» **Task brief**:
Show all lines holding "components".

» **Supplied information**:
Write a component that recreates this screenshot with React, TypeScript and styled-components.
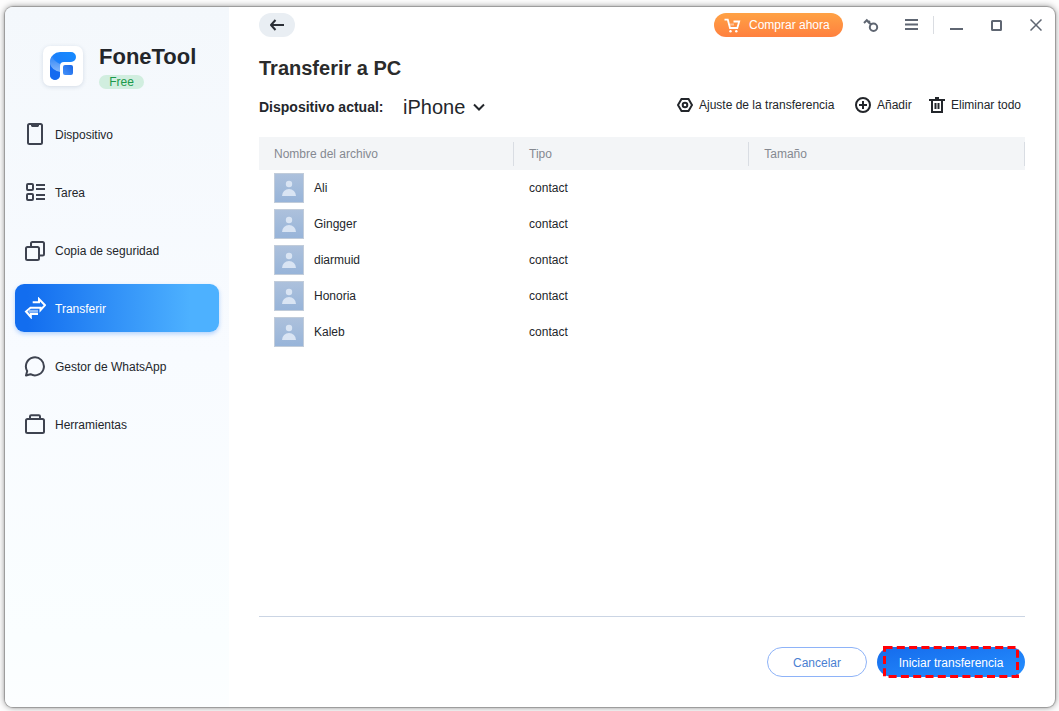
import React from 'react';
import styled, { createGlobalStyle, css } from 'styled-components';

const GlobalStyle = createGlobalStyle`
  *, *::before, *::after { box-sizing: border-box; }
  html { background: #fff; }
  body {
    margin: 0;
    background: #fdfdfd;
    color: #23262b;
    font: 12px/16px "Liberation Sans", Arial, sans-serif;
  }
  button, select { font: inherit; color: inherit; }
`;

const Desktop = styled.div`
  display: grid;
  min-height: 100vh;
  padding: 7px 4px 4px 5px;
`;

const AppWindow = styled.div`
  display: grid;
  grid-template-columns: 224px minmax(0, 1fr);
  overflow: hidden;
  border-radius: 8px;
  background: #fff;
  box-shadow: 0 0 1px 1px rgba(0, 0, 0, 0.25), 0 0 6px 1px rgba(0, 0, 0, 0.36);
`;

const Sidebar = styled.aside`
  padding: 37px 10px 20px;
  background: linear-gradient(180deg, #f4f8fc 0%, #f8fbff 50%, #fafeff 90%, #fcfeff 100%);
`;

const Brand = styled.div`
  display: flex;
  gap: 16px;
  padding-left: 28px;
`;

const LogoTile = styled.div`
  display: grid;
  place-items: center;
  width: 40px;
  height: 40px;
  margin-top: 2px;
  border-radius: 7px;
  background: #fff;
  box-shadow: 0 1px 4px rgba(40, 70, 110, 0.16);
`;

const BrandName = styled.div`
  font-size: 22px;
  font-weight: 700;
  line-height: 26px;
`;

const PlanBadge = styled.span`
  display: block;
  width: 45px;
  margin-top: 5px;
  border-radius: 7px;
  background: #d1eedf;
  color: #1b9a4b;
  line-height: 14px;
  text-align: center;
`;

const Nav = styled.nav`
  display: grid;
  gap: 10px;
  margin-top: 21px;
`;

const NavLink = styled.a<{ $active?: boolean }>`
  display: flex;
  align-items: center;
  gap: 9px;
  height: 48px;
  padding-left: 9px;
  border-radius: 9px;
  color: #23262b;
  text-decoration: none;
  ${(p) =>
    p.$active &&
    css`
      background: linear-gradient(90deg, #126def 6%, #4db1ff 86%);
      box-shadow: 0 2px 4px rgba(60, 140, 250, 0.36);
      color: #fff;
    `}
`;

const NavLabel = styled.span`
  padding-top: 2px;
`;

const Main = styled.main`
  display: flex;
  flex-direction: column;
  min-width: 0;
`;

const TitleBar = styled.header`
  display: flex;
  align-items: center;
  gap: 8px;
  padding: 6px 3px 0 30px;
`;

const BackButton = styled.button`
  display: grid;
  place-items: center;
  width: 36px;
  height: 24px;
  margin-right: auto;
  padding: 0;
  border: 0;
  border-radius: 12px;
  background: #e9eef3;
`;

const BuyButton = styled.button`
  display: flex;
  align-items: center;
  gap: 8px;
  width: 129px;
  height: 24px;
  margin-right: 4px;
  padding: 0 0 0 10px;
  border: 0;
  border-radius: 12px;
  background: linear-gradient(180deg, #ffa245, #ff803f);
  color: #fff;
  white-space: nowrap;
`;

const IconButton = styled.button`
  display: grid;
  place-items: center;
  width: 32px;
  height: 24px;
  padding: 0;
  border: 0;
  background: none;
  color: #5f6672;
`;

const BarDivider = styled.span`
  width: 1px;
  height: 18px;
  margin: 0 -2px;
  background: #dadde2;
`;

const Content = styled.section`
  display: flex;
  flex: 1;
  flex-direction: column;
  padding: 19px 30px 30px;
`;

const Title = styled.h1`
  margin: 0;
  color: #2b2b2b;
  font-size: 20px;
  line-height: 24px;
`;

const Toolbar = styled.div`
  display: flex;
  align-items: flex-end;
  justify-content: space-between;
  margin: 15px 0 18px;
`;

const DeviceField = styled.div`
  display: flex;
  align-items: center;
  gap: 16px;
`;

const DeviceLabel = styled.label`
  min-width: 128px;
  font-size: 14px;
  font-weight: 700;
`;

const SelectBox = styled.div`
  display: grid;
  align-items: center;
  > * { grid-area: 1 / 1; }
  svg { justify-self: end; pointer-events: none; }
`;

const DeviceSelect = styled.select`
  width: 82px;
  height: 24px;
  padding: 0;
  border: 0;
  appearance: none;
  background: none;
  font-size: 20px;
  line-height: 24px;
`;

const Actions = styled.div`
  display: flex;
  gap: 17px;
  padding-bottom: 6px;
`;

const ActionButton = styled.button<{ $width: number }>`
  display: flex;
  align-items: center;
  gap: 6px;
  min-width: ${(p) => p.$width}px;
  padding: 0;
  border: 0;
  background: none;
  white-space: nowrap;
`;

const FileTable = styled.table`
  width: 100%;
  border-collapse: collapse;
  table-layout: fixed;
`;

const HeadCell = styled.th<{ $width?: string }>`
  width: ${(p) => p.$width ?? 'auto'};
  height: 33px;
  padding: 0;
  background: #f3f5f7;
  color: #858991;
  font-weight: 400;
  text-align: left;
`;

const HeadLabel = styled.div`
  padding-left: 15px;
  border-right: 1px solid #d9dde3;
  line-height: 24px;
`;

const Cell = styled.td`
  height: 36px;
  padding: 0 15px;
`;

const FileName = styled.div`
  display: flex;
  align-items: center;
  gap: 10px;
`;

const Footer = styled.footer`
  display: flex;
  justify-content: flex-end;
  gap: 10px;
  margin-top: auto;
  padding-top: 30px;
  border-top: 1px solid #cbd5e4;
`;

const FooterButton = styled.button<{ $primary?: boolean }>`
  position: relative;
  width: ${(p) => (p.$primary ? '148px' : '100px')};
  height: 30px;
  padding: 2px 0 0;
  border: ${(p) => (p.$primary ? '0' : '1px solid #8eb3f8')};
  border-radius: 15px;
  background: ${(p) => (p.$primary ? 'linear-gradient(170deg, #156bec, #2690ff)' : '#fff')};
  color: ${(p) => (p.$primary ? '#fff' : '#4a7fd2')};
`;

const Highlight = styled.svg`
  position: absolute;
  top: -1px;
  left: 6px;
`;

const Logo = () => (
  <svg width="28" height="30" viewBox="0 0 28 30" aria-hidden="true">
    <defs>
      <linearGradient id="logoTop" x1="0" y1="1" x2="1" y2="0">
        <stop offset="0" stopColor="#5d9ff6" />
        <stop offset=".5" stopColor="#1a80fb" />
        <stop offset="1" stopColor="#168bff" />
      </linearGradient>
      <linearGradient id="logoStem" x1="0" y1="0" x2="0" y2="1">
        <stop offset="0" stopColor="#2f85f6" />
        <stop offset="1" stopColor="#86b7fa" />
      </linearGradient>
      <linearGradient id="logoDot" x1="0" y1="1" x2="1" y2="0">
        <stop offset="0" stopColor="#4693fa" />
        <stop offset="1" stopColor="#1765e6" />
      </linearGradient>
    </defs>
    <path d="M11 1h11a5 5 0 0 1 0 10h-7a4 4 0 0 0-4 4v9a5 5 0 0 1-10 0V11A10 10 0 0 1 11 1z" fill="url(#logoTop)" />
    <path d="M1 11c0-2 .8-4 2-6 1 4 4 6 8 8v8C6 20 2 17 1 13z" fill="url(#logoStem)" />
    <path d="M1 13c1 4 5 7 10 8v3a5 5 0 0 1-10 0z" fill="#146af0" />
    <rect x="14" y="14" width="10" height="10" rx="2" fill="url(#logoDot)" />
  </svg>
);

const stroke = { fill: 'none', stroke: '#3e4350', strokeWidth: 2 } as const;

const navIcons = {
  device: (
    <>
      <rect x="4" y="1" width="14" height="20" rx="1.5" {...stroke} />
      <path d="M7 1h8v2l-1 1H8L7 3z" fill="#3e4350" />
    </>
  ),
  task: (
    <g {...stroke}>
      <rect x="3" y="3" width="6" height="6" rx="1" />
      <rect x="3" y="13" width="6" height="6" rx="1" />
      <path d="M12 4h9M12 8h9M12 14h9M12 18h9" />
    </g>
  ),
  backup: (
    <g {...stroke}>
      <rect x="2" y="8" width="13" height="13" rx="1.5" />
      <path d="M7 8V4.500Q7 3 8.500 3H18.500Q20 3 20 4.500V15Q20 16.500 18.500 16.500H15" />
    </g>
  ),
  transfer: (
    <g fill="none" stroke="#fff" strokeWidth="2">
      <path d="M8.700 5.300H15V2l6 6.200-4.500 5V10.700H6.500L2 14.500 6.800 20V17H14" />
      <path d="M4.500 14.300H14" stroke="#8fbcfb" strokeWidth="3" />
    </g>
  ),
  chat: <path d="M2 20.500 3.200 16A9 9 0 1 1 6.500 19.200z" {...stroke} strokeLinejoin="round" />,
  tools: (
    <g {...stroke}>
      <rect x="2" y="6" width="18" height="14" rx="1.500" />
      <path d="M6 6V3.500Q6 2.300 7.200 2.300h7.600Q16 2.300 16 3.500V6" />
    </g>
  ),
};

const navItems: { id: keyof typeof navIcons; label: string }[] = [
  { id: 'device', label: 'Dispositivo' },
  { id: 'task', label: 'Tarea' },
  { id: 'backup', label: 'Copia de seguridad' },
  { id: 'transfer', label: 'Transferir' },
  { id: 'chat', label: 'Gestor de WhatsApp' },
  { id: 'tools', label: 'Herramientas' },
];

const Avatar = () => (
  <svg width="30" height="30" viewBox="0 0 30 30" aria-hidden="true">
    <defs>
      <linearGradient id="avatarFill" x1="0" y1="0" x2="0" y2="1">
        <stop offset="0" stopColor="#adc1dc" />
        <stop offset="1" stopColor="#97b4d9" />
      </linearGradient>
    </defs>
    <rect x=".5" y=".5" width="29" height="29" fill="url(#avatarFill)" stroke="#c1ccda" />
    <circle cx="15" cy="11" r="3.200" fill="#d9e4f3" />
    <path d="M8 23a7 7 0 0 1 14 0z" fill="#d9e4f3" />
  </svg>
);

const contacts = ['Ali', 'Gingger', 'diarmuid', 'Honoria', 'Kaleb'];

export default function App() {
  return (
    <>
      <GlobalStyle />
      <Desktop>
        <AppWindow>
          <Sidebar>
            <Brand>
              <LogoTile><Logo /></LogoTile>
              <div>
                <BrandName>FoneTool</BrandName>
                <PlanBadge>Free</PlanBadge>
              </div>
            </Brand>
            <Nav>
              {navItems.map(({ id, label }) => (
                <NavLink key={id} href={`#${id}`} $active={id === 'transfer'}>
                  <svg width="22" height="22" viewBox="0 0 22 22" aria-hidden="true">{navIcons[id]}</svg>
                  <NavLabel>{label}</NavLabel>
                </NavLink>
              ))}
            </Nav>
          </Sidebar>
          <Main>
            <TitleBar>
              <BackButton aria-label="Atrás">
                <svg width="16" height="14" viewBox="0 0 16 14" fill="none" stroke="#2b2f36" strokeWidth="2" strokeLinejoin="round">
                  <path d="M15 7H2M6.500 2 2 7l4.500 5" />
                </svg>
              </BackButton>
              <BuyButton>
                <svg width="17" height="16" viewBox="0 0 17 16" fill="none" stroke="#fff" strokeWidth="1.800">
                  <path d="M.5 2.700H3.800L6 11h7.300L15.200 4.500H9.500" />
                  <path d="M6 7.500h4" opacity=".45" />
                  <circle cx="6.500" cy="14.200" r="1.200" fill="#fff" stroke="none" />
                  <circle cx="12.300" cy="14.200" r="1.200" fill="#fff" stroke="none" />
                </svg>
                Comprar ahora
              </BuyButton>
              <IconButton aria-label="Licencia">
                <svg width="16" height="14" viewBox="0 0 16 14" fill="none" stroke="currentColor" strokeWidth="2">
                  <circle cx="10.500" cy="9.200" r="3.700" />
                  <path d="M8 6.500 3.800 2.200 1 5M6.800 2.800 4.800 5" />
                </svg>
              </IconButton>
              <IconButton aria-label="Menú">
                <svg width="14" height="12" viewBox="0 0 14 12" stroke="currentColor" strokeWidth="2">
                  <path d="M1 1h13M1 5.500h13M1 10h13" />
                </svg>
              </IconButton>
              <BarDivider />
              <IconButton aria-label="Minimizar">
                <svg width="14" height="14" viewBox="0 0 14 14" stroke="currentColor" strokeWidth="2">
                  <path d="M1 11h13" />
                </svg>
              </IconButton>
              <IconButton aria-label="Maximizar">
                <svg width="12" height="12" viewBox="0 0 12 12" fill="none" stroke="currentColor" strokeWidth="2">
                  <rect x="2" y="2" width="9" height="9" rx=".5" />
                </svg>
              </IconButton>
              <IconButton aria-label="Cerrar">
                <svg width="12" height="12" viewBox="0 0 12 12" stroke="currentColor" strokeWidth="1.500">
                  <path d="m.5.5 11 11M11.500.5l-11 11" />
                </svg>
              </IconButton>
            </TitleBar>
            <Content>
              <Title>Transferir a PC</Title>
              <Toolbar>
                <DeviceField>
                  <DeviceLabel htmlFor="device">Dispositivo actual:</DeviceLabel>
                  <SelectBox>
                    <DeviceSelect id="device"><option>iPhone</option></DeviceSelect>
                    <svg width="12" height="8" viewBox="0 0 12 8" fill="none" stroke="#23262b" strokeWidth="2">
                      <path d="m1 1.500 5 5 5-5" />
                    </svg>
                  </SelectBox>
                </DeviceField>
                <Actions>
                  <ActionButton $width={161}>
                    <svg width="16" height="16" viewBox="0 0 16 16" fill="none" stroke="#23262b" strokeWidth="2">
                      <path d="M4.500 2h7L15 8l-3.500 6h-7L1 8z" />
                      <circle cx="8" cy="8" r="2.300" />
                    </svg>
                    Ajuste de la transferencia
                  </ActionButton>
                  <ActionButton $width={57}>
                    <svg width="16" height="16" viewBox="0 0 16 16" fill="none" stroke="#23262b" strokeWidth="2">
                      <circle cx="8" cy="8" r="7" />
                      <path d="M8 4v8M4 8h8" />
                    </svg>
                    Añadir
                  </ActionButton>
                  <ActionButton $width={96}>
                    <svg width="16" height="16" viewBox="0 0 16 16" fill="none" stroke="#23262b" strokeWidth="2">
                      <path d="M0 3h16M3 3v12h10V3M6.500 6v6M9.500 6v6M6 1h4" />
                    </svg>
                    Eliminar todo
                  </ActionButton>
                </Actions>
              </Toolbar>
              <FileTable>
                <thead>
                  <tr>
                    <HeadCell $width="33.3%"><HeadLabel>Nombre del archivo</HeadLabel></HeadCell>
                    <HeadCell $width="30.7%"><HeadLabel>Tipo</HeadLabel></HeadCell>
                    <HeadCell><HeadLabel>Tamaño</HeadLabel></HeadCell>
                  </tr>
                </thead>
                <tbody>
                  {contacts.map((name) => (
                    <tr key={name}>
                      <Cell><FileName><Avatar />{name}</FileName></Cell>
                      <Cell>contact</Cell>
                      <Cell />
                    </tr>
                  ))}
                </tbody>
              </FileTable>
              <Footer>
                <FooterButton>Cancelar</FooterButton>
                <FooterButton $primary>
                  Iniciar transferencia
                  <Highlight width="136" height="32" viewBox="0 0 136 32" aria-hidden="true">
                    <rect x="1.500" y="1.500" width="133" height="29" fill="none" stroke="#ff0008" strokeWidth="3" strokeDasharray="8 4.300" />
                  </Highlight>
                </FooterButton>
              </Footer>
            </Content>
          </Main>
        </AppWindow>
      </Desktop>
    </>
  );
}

» **Solution to the exercise**:
Write a component that recreates this screenshot with React, TypeScript and styled-components.
import styled, { createGlobalStyle, css } from 'styled-components';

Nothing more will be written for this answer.